:: INFORMATION SHOWN ::
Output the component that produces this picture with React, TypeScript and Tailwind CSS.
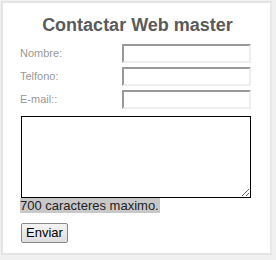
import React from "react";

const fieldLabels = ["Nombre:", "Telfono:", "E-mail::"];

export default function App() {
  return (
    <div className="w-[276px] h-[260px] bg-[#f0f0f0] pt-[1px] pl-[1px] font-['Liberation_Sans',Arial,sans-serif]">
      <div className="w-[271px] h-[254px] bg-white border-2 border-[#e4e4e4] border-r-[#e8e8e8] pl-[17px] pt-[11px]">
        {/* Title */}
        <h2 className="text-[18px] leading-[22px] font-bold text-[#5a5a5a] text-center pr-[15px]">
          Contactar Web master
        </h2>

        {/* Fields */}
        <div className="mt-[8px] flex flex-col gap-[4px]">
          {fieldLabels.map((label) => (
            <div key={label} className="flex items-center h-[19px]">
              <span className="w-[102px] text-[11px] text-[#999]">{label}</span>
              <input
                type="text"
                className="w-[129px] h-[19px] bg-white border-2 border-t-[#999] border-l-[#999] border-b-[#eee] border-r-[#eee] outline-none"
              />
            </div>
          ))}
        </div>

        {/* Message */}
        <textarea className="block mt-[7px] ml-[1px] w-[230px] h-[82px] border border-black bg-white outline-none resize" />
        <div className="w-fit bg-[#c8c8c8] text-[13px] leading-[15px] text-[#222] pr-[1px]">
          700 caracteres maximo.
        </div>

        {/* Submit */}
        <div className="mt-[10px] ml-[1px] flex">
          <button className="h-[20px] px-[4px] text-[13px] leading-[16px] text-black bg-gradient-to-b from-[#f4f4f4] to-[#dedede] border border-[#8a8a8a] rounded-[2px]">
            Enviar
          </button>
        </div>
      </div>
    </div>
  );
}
:::
#### TASK TO COMPLETE:
Extract all lines that hold the word "React".

#### FULL ANSWER:
Output the component that produces this picture with React, TypeScript and Tailwind CSS.
import React from "react";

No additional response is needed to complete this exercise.